Romano Luperini, L’uso della vita. 1968, Transeuropa ,
Massa 2013
Come leggere un romanzo come questo che reca nel titolo
un’allusione a una probabile storia privata e una data storica controversa? A
mio avviso si fa un errore se lo si legge a partire dalle proprie convinzioni
su quella data-evento che tanto ancora trascina consensi estatici e
rifiuti viscerali.

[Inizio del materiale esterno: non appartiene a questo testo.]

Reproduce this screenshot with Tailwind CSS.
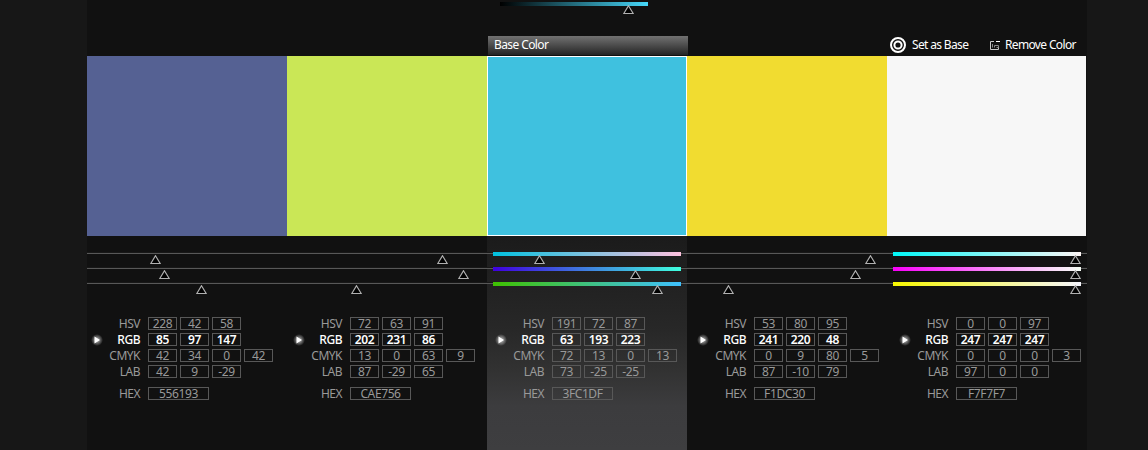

Eppure il romanzo è tutto ambientato nella Pisa della
contestazione studentesca di quell’anno: è chiaramente un romanzo sul
’68. L’ennesimo non si potrebbe dire, perché proprio sul versante narrativo
quell’anno è stato piuttosto trascurato, mentre su quello saggistico a ogni decennio
che finisce con l’otto si contano decine di volumi di approfondimento e di
analisi storiche.
A Luperini non credo interessi narrare il ’68,
ma la sua vicenda personale, privata, trasfigurata nel personaggio
schermo di Marcello, nel ’68. Non interessa cioè spiegare, ma
rappresentare. È il resoconto dell’impatto di un Io col mondo e delle risonanze
di un’epoca in un Io. È una coscienza, la sua, che agisce dentro un evento
storico, un po’ come il Frédéric Moreau dell’Educazione sentimentale nel
’48 parigino: si tratta di una storia tipica di formazione di una individualità
dentro il flusso degli eventi, di una educazione sentimentale dentro uno
scenario storico: la storia con la minuscola di questo individuo precipuo –
Marcello nella finzione – nella Storia con la maiuscola.